__Written request__: Identify and reproduce every line holding the string "this".

### Supplied material

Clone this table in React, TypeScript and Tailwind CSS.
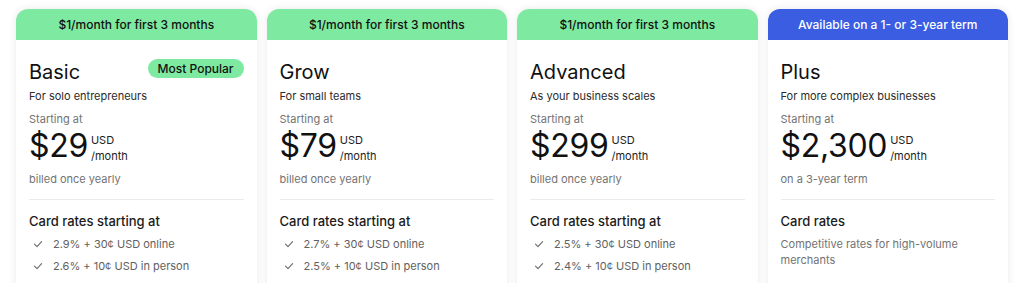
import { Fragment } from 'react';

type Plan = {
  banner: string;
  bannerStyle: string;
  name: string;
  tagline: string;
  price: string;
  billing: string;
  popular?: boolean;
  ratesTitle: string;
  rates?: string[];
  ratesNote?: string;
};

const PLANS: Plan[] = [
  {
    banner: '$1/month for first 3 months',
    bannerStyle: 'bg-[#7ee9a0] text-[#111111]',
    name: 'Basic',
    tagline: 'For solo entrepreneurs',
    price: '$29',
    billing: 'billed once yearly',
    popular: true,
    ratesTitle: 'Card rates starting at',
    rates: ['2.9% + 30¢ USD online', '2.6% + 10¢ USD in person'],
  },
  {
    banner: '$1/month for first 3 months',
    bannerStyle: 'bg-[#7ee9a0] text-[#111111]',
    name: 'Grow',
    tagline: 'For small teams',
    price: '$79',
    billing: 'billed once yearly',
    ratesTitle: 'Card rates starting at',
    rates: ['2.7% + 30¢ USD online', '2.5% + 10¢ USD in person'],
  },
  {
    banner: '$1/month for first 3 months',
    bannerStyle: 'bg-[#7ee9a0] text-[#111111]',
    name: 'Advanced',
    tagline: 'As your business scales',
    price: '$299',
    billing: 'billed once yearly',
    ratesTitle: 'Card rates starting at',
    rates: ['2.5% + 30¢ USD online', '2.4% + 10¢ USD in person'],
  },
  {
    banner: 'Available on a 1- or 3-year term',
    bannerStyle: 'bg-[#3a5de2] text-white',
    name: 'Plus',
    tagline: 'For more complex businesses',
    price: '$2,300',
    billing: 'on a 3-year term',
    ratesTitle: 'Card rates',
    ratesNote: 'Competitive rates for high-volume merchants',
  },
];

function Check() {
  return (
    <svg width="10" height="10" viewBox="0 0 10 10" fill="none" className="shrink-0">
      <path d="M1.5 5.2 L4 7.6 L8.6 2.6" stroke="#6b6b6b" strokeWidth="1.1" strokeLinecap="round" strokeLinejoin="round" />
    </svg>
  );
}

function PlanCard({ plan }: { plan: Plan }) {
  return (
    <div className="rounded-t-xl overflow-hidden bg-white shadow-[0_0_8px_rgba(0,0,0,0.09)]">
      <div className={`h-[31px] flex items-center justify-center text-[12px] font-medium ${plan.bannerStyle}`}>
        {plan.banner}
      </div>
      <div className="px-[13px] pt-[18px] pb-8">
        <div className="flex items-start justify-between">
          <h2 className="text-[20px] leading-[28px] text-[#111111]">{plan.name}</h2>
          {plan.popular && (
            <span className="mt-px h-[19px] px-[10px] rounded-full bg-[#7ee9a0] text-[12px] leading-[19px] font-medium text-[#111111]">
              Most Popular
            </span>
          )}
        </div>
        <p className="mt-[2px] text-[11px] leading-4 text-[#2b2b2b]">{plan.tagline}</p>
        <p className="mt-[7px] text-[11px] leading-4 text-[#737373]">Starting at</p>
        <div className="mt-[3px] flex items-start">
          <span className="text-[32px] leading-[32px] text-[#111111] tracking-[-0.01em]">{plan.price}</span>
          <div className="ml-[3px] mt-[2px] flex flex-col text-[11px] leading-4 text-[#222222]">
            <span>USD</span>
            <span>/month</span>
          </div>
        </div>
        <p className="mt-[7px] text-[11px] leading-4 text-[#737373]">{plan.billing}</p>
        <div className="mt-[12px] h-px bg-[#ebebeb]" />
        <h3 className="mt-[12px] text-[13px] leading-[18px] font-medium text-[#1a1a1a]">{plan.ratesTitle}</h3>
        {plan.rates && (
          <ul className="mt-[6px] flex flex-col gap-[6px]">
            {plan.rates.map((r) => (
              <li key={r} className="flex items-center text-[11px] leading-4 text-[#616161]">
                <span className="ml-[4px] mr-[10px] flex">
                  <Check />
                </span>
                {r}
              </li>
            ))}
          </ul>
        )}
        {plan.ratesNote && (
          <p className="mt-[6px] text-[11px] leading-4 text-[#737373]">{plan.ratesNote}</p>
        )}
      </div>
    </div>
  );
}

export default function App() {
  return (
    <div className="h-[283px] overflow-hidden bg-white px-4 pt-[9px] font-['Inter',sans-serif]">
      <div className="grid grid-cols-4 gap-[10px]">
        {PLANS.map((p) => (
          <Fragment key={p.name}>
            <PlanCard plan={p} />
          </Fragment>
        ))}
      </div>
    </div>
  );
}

######
### Supplied material

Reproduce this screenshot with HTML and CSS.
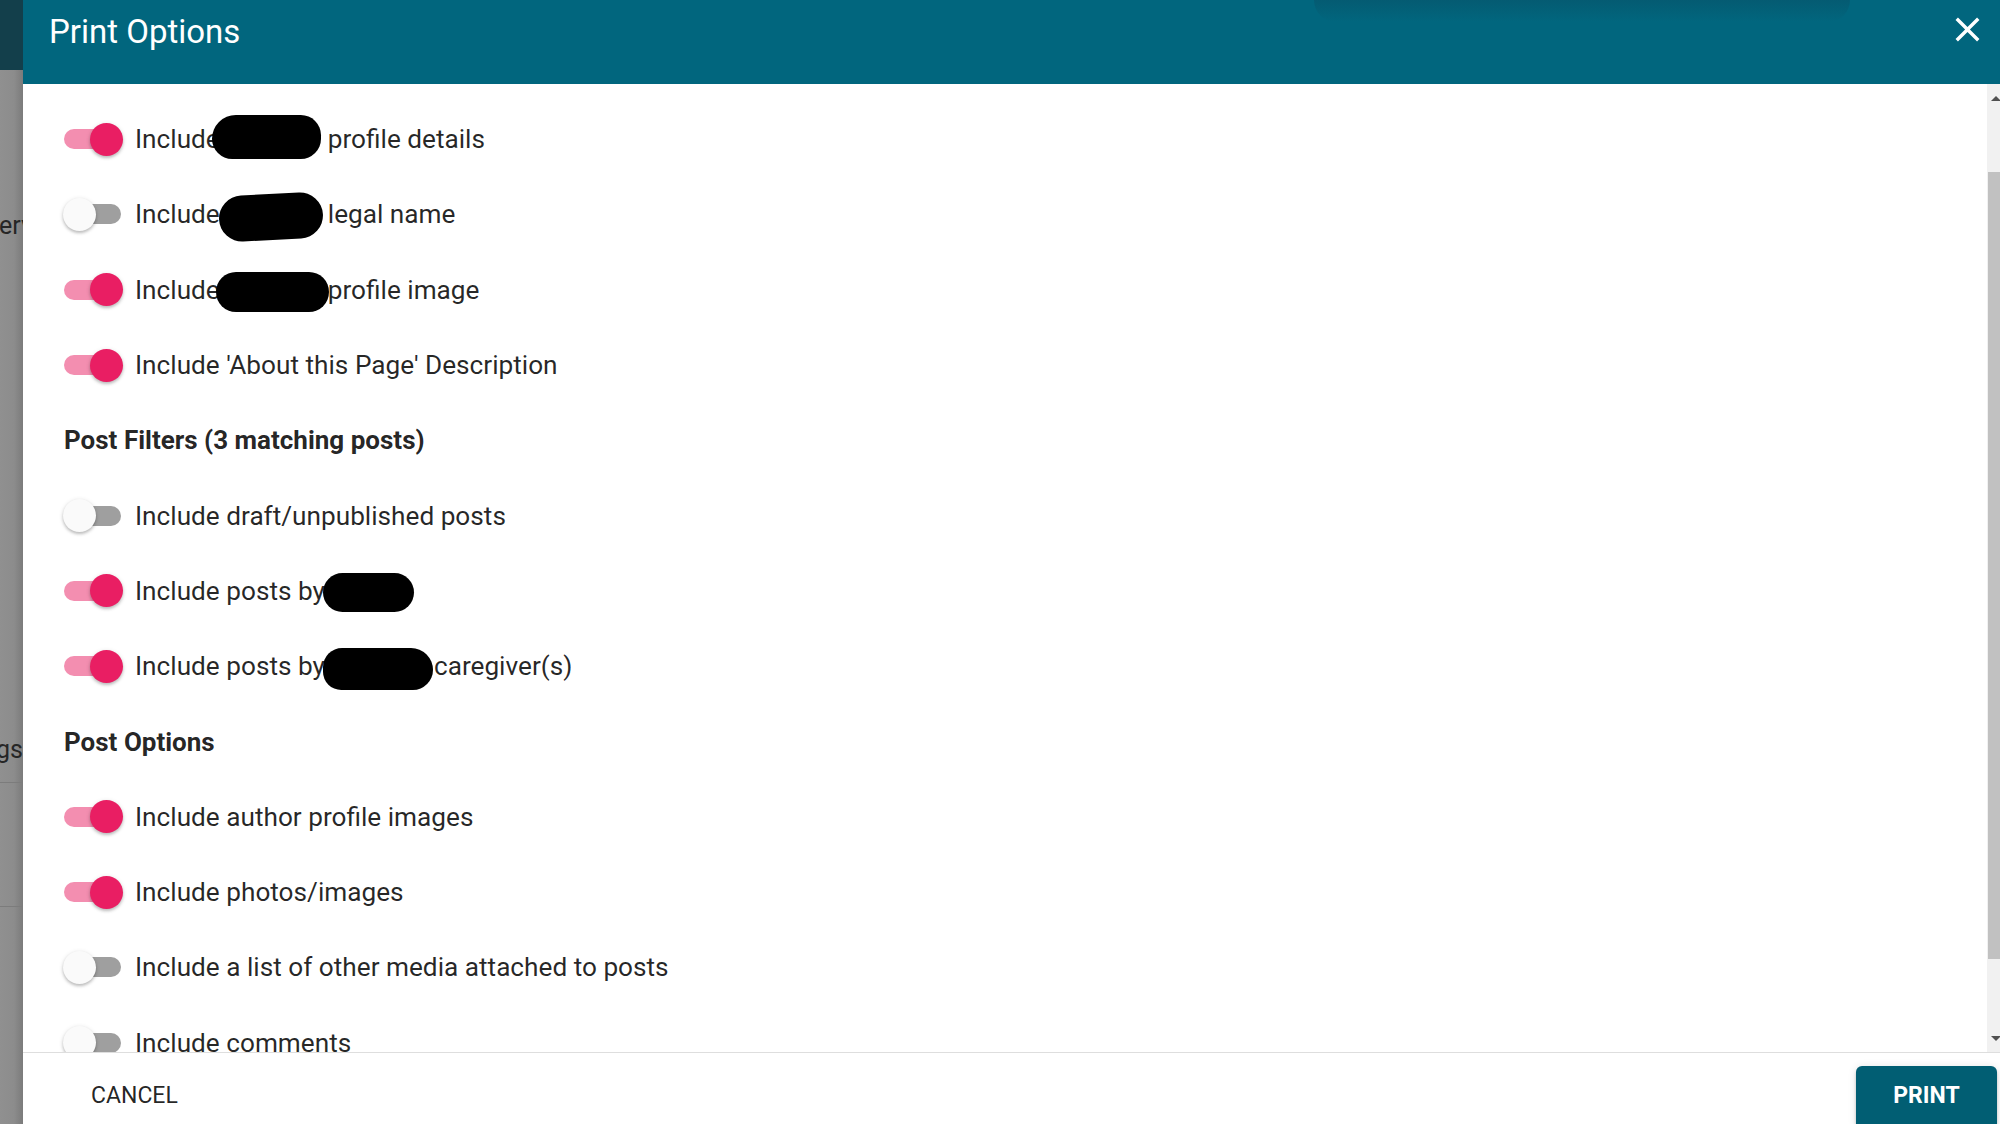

######

__Answer in full__:
Clone this table in React, TypeScript and Tailwind CSS.
Reproduce this screenshot with HTML and CSS.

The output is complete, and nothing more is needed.